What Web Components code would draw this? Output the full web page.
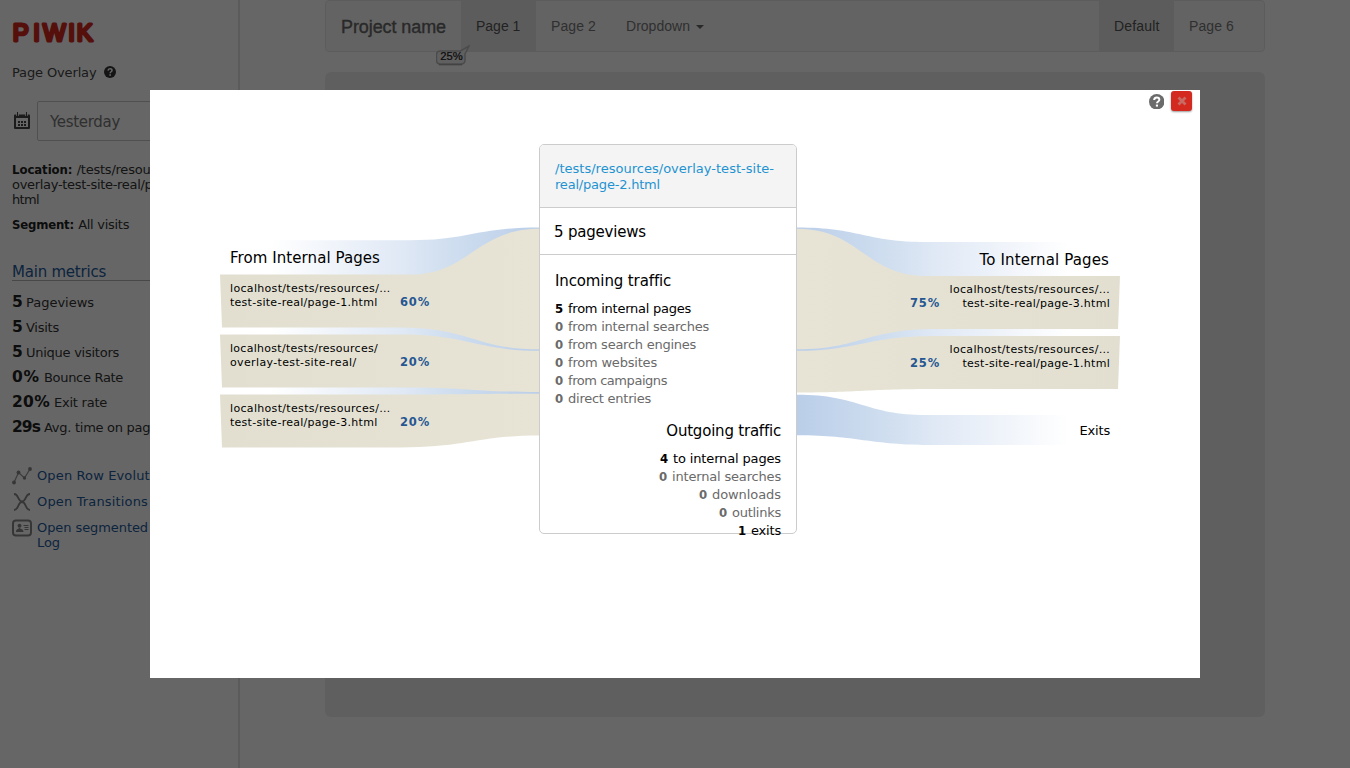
<!DOCTYPE html>
<html lang="en">
<head>
<meta charset="utf-8">
<title>Page Overlay</title>
<style>
html,body{margin:0;height:100%;overflow:hidden;background:#fff}
body{font-family:"DejaVu Sans",Verdana,sans-serif;font-size:13px;color:#000}
</style>
</head>
<body>
<overlay-app></overlay-app>
<script>
const define = (name, html, ready) => customElements.define(name, class extends HTMLElement {
  constructor() {
    super();
    const t = document.createElement('template');
    t.innerHTML = html;
    this.attachShadow({mode: 'open'}).appendChild(t.content.cloneNode(true));
  }
  connectedCallback() { if (ready) ready.call(this, this.shadowRoot); }
});

/* A run of text tracked to a given width (attribute w). */
define('fit-text', `<style>:host{display:inline-block;white-space:nowrap}span{display:inline-block;white-space:pre}</style><span><slot></slot></span>`, function (root) {
  const s = root.querySelector('span');
  const w = parseFloat(this.getAttribute('w'));
  const n = this.textContent.length;
  if (!w) return;
  const natural = s.getBoundingClientRect().width;
  s.style.letterSpacing = ((w - natural) / n) + 'px';
});

define('help-icon', `<style>:host{display:inline-block;width:var(--s,12px);height:var(--s,12px)}svg{display:block}</style>
<svg viewBox="0 0 16 16" width="100%" height="100%"><circle cx="8" cy="8" r="8" fill="currentColor"/><path d="M5.3 6.2C5.5 4.3 6.6 3.7 8 3.7c1.6 0 2.7.8 2.7 2.2 0 1.8-2.5 1.8-2.5 3.7" fill="none" stroke="var(--q,#fff)" stroke-width="2"/><path d="M7.1 10.9h2.2v2.1H7.1z" fill="var(--q,#fff)"/></svg>`);

define('metric-row', `<style>:host{display:flex;align-items:baseline;height:25px;line-height:25px;gap:4px;color:#333}b{font-size:15.5px;color:#222}</style><b><slot name="n"></slot></b><slot></slot>`);

define('action-link', `<style>:host{display:flex;height:var(--h,26px);line-height:15px;font-size:13px;color:#1e5a9c;white-space:nowrap}i{width:25px;flex:none;margin-top:-1px}</style><i><slot name="icon"></slot></i><div><slot></slot></div>`);

define('side-bar', `<style>
:host{display:block;box-sizing:border-box;width:240px;height:768px;border-right:2px solid #e4e4e4;padding:20px 0 0 12px;overflow:hidden;color:#333;white-space:nowrap}
.logo{display:block;overflow:visible}
.title{display:flex;align-items:center;height:20px;margin-top:16px;gap:7.5px;color:#444}
.date{display:flex;align-items:center;height:40px;margin-top:19px}
.date svg{margin-right:6px}
.box{box-sizing:border-box;flex:1;height:40px;line-height:40px;border:1px solid #c8c8c8;border-radius:2px 0 0 2px;padding-left:12px;font-size:15px;color:#777}
.loc{line-height:15px;margin-top:21px}.seg{line-height:15px;margin-top:10px}
b{color:#222;font-family:"DejaVu Sans Condensed","DejaVu Sans",sans-serif;font-stretch:condensed}
h2{margin:32px 12px 0 0;height:16px;line-height:17px;font-size:15px;font-weight:400;color:#1e5a9c;border-bottom:1px solid #b5b5b5}
.metrics{margin-top:9px}.links{margin-top:28px}
</style>
<svg class="logo" width="90" height="26"><text x="0.7 21.3 31 56.3 64.700" y="21.2" font-family="Liberation Sans" font-size="24" fill="#d4291f" stroke="#d4291f" stroke-width="3" stroke-linejoin="round" stroke-linecap="round">PIWIK</text></svg>
<div class="title"><fit-text w="84.5">Page Overlay</fit-text><help-icon style="color:#333"></help-icon></div>
<div class="date"><svg width="19" height="18" viewBox="0 0 19 18"><path d="M3 3.5h14v12.5h-14z" fill="none" stroke="#444" stroke-width="2" stroke-linejoin="round"/><path d="M3 3h14v3H3z" fill="#444"/><path d="M5.500 1v3M14.500 1v3" stroke="#fff" stroke-width="2.400"/><path d="M5.500 0v4M14.500 0v4" stroke="#444" stroke-width="1"/><path d="M6 9h2v2H6zM9 9h2v2H9zM12 9h2v2h-2zM6 12h2v2H6zM9 12h2v2H9zM12 12h2v2h-2z" fill="#444"/></svg><div class="box"><fit-text w="70">Yesterday</fit-text></div></div>
<div class="loc"><b><fit-text w="60.5">Location:</fit-text></b> <fit-text w="104">/tests/resources/</fit-text><br><fit-text w="180">overlay-test-site-real/page-2.</fit-text><br><fit-text w="27">html</fit-text></div>
<div class="seg"><b><fit-text w="62">Segment:</fit-text></b> <fit-text w="51">All visits</fit-text></div>
<h2><fit-text w="94">Main metrics</fit-text></h2>
<div class="metrics">
<metric-row><fit-text slot="n" w="10">5</fit-text><fit-text w="68">Pageviews</fit-text></metric-row>
<metric-row><fit-text slot="n" w="10">5</fit-text><fit-text w="33">Visits</fit-text></metric-row>
<metric-row><fit-text slot="n" w="10">5</fit-text><fit-text w="93">Unique visitors</fit-text></metric-row>
<metric-row><fit-text slot="n" w="28">0%</fit-text><fit-text w="79">Bounce Rate</fit-text></metric-row>
<metric-row><fit-text slot="n" w="38">20%</fit-text><fit-text w="53">Exit rate</fit-text></metric-row>
<metric-row><fit-text slot="n" w="28">29s</fit-text><fit-text w="114">Avg. time on page</fit-text></metric-row>
</div>
<div class="links">
<action-link><svg slot="icon" width="20" height="18" viewBox="0 0 20 18"><path d="M2 15.500L6.500 5.500L12.500 11L18 2" fill="none" stroke="#999" stroke-width="1.300"/><g fill="#888"><circle cx="2" cy="15.500" r="1.900"/><circle cx="6.500" cy="5.500" r="1.900"/><circle cx="12.500" cy="11" r="1.700"/><circle cx="18" cy="2" r="1.900"/></g></svg><fit-text w="133">Open Row Evolution</fit-text></action-link>
<action-link><svg slot="icon" width="20" height="18" viewBox="0 0 20 18"><path d="M2 1C7 1 5.500 8.500 10 8.500S13 1 18 1M2 17C7 17 5.500 9 10 9S13 17 18 17" fill="none" stroke="#888" stroke-width="1.800"/></svg><fit-text w="111">Open Transitions</fit-text></action-link>
<action-link style="--h:32px"><svg slot="icon" width="20" height="18" viewBox="0 0 20 18"><rect x="1" y="1.500" width="18" height="15" rx="3" fill="none" stroke="#888" stroke-width="2"/><circle cx="7.500" cy="6.800" r="2" fill="#888"/><path d="M4 13c0-3 2-3 3.500-4 1.500 1 4 1 4 4zM11.500 6h5v1h-5zM12.500 8h4v1h-4zM12.500 10h4v1h-4z" fill="#888"/></svg><fit-text w="111">Open segmented</fit-text> <fit-text w="42">Visitor</fit-text><br><fit-text w="23">Log</fit-text></action-link>
</div>`);

define('nav-item', `<style>:host{display:block;padding:0 15px;width:45px;line-height:50px;color:#777;white-space:nowrap}:host([active]){background:#e7e7e7;color:#555}</style><slot></slot>`);

define('site-page', `<style>
:host{display:block;flex:1;height:768px;font-family:"Liberation Sans",Arial,sans-serif;font-size:14px}
nav{display:flex;box-sizing:border-box;width:940px;height:52px;margin-left:85px;border:1px solid #e7e7e7;border-radius:4px;background:#f8f8f8;padding-right:15px;position:relative}
.brand{font-size:18px;line-height:52px;height:50px;color:#666;padding:0 15px;width:105px;-webkit-text-stroke:.35px #666}
.gap{flex:1}
.caret{display:inline-block;border:4px solid transparent;border-top-color:#666;border-bottom:0;vertical-align:middle;margin-left:6px}
.panel{width:940px;height:645px;margin:20px 0 0 85px;border-radius:6px;background:#eee}
.badge{position:absolute;left:110px;top:44px}
</style>
<nav><div class="brand"><fit-text w="105">Project name</fit-text></div><nav-item active>Page 1</nav-item><nav-item><fit-text w="45">Page 2</fit-text></nav-item><nav-item style="width:80px"><fit-text w="64">Dropdown</fit-text><span class="caret"></span></nav-item><div class="gap"></div><nav-item active><fit-text w="45.5">Default</fit-text></nav-item><nav-item><fit-text w="45">Page 6</fit-text></nav-item>
<svg class="badge" width="36" height="24"><path d="M4.500 6h20l8.500-5-4 8V15q0 4-4 4H4.500q-4 0-4-4V10Q.5 6 4.500 6z" fill="#f0f0f0" stroke="#bbb" stroke-width="1.500"/><path d="M3 19.800h23" stroke="#999" stroke-width="1"/><text x="4.300" y="14.800" font-family="Liberation Sans" font-size="10" textLength="22.500" lengthAdjust="spacingAndGlyphs" fill="#222" stroke="#222" stroke-width=".2">25%</text></svg></nav>
<div class="panel"></div>`);

define('page-group', `<style>
:host{display:block;height:60px;font-size:11px;line-height:14px}
.row{display:flex;align-items:flex-end}
.t{width:170px}
b{color:#255792;width:40px;font-size:11.5px;margin-bottom:1px}
:host([right]) .row{flex-direction:row-reverse}
:host([right]) .t{text-align:right}
</style><div class="row"><div class="t"><slot></slot></div><b><slot name="p"></slot></b></div>`);

define('traffic-line', `<style>:host{display:block;height:18px;line-height:18px;font-size:13px;color:#6a6a6a;white-space:nowrap}:host([on]){color:#000}b{display:inline-block;width:8px;margin-right:5px;font-family:"DejaVu Sans Condensed","DejaVu Sans",sans-serif;font-stretch:condensed}</style><b><slot name="n"></slot></b><slot></slot>`);

define('transition-card', `<style>
:host{display:block;box-sizing:border-box;width:258px;height:390px;border:1px solid #ccc;border-radius:5px;background:#fff}
.url{box-sizing:border-box;height:63px;background:#f4f4f4;border-bottom:1px solid #ccc;border-radius:4px 4px 0 0;padding:16px 15px;line-height:16px;font-size:13px;color:#1e93d1}
.views{height:46px;line-height:48px;border-bottom:1px solid #ccc;padding-left:14px;font-size:15px}
.list{padding:16px 15px 0}
h3{margin:0 0 9px;height:20px;line-height:20px;font-size:15px;font-weight:400}
.out{text-align:right;padding-top:13px}
</style>
<div class="url"><fit-text w="219">/tests/resources/overlay-test-site-</fit-text><br><fit-text w="105">real/page-2.html</fit-text></div>
<div class="views"><fit-text w="92">5 pageviews</fit-text></div>
<div class="list"><h3><fit-text w="116">Incoming traffic</fit-text></h3>
<traffic-line on><span slot="n">5</span><fit-text w="123">from internal pages</fit-text></traffic-line>
<traffic-line><span slot="n">0</span><fit-text w="141">from internal searches</fit-text></traffic-line>
<traffic-line><span slot="n">0</span><fit-text w="128">from search engines</fit-text></traffic-line>
<traffic-line><span slot="n">0</span><fit-text w="89">from websites</fit-text></traffic-line>
<traffic-line><span slot="n">0</span><fit-text w="99">from campaigns</fit-text></traffic-line>
<traffic-line><span slot="n">0</span><fit-text w="83">direct entries</fit-text></traffic-line>
<div class="out"><h3><fit-text w="114.5">Outgoing traffic</fit-text></h3>
<traffic-line on><span slot="n">4</span><fit-text w="108">to internal pages</fit-text></traffic-line>
<traffic-line><span slot="n">0</span><fit-text w="109">internal searches</fit-text></traffic-line>
<traffic-line><span slot="n">0</span><fit-text w="69">downloads</fit-text></traffic-line>
<traffic-line><span slot="n">0</span><fit-text w="49">outlinks</fit-text></traffic-line>
<traffic-line on><span slot="n">1</span><fit-text w="30">exits</fit-text></traffic-line>
</div></div>`);

define('transitions-popup', `<style>
:host{display:block;position:absolute;left:150px;top:90px;width:1050px;height:588px;background:#fff}
.curves{position:absolute;left:0;top:0}
.tools{display:flex;justify-content:flex-end;align-items:center;height:22px;padding-right:8px;gap:7px}
.tools help-icon{margin-top:1px}
.close{width:21px;height:20px;border-radius:3px;background:#d4291f;box-shadow:0 1px 2px #0006;display:flex;align-items:center;justify-content:center}
.cols{position:relative;display:grid;grid-template-columns:309px 258px 313px;padding:32px 0 0 80px}
.side{padding-top:104px}
h3{margin:0 0 13.5px;height:20px;line-height:20px;font-size:15px;font-weight:400}
.right{text-align:right;padding-top:106px}
.right h3{margin-bottom:13px;padding-right:1px}
.exits{font-size:13px;line-height:16px;padding-top:20px}
</style>
<svg class="curves" width="1050" height="588" viewBox="150 90 1050 588">
<defs>
<linearGradient id="bl" gradientUnits="userSpaceOnUse" x1="270" x2="540"><stop stop-color="#fff"/><stop offset=".5" stop-color="#dfe8f5"/><stop offset=".63" stop-color="#d2e0f0"/><stop offset="1" stop-color="#bacee9"/></linearGradient>
<linearGradient id="br" gradientUnits="userSpaceOnUse" x1="1068" x2="797"><stop stop-color="#fff"/><stop offset=".5" stop-color="#dfe8f5"/><stop offset=".63" stop-color="#d2e0f0"/><stop offset="1" stop-color="#bacee9"/></linearGradient>
<linearGradient id="gl" gradientUnits="userSpaceOnUse" x1="220" x2="540"><stop stop-color="#e2dfd0"/><stop offset="1" stop-color="#e7e4d6"/></linearGradient>
<linearGradient id="gr" gradientUnits="userSpaceOnUse" x1="1120" x2="797"><stop stop-color="#e2dfd0"/><stop offset="1" stop-color="#e7e4d6"/></linearGradient>
</defs>
<path fill="url(#bl)" d="M270 240.300H410C470 240.300 475 227.500 540 227.500V395C475 395 470 396 410 396H270z"/>
<g fill="url(#gl)">
<path d="M220 274.600H410C470 274.600 475 228.700 540 228.700V349.300C475 349.300 470 327.400 400 327.400H222z"/>
<path d="M220 334.600H400C470 334.600 475 350.800 540 350.800V392C475 392 470 387.400 400 387.400H222z"/>
<path d="M220 394.600H400C470 394.600 475 393.800 540 393.800V435.600C475 435.600 470 447.400 400 447.400H222z"/>
</g>
<path fill="url(#br)" d="M1068 242H927C865 242 860 227.500 797 227.500V352C860 352 865 337 937 337H1068z"/>
<path fill="url(#br)" d="M1068 415H927C865 415 860 394.700 797 394.700V435.200C860 435.200 865 445 937 445H1068z"/>
<g fill="url(#gr)">
<path d="M1120 276H927C865 276 860 228.700 797 228.700V349.300C860 349.300 865 329 937 329H1118z"/>
<path d="M1120 336H937C865 336 860 350.800 797 350.800V392.500C860 392.500 865 389 937 389H1118z"/>
</g>
</svg>
<div class="tools"><help-icon style="--s:15.500px;color:#6b6b6b"></help-icon><div class="close"><svg width="10" height="10"><path d="M1.500 1.500l7 7M8.500 1.500l-7 7" stroke="#c96a63" stroke-width="2.800"/></svg></div></div>
<div class="cols">
<div class="side"><h3><fit-text w="150">From Internal Pages</fit-text></h3>
<page-group><fit-text w="160.5">localhost/tests/resources/…</fit-text><br><fit-text w="147.5">test-site-real/page-1.html</fit-text><fit-text slot="p" w="30">60%</fit-text></page-group>
<page-group><fit-text w="148">localhost/tests/resources/</fit-text><br><fit-text w="126.5">overlay-test-site-real/</fit-text><fit-text slot="p" w="30">20%</fit-text></page-group>
<page-group><fit-text w="160.5">localhost/tests/resources/…</fit-text><br><fit-text w="147.5">test-site-real/page-3.html</fit-text><fit-text slot="p" w="30">20%</fit-text></page-group>
</div>
<transition-card></transition-card>
<div class="side right"><h3><fit-text w="129.5">To Internal Pages</fit-text></h3>
<page-group right><fit-text w="160.5">localhost/tests/resources/…</fit-text><br><fit-text w="147.5">test-site-real/page-3.html</fit-text><fit-text slot="p" w="30">75%</fit-text></page-group>
<page-group right><fit-text w="160.5">localhost/tests/resources/…</fit-text><br><fit-text w="147.5">test-site-real/page-1.html</fit-text><fit-text slot="p" w="30">25%</fit-text></page-group>
<div class="exits"><fit-text w="30.500">Exits</fit-text></div>
</div>
</div>`);

define('overlay-app', `<style>
:host{display:block;position:relative;width:1350px;height:768px;overflow:hidden}
.page{display:flex}
.shade{position:absolute;inset:0;background:rgba(0,0,0,.6)}
</style>
<div class="page"><side-bar></side-bar><site-page></site-page></div><div class="shade"></div><transitions-popup></transitions-popup>`);
</script>
</body>
</html>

● ● ●

INSTRUCTIONS TO FOLLOW
Every line from the top of the material above through the line with "6.2C5.5 4.3 6.6" should be duplicated exactly, please; leave out the pictures.

CORRECT RESULT
What Web Components code would draw this? Output the full web page.
<!DOCTYPE html>
<html lang="en">
<head>
<meta charset="utf-8">
<title>Page Overlay</title>
<style>
html,body{margin:0;height:100%;overflow:hidden;background:#fff}
body{font-family:"DejaVu Sans",Verdana,sans-serif;font-size:13px;color:#000}
</style>
</head>
<body>
<overlay-app></overlay-app>
<script>
const define = (name, html, ready) => customElements.define(name, class extends HTMLElement {
  constructor() {
    super();
    const t = document.createElement('template');
    t.innerHTML = html;
    this.attachShadow({mode: 'open'}).appendChild(t.content.cloneNode(true));
  }
  connectedCallback() { if (ready) ready.call(this, this.shadowRoot); }
});

/* A run of text tracked to a given width (attribute w). */
define('fit-text', `<style>:host{display:inline-block;white-space:nowrap}span{display:inline-block;white-space:pre}</style><span><slot></slot></span>`, function (root) {
  const s = root.querySelector('span');
  const w = parseFloat(this.getAttribute('w'));
  const n = this.textContent.length;
  if (!w) return;
  const natural = s.getBoundingClientRect().width;
  s.style.letterSpacing = ((w - natural) / n) + 'px';
});

define('help-icon', `<style>:host{display:inline-block;width:var(--s,12px);height:var(--s,12px)}svg{display:block}</style>
<svg viewBox="0 0 16 16" width="100%" height="100%"><circle cx="8" cy="8" r="8" fill="currentColor"/><path d="M5.3 6.2C5.5 4.3 6.6 3.7 8 3.7c1.6 0 2.7.8 2.7 2.2 0 1.8-2.5 1.8-2.5 3.7" fill="none" stroke="var(--q,#fff)" stroke-width="2"/><path d="M7.1 10.9h2.2v2.1H7.1z" fill="var(--q,#fff)"/></svg>`);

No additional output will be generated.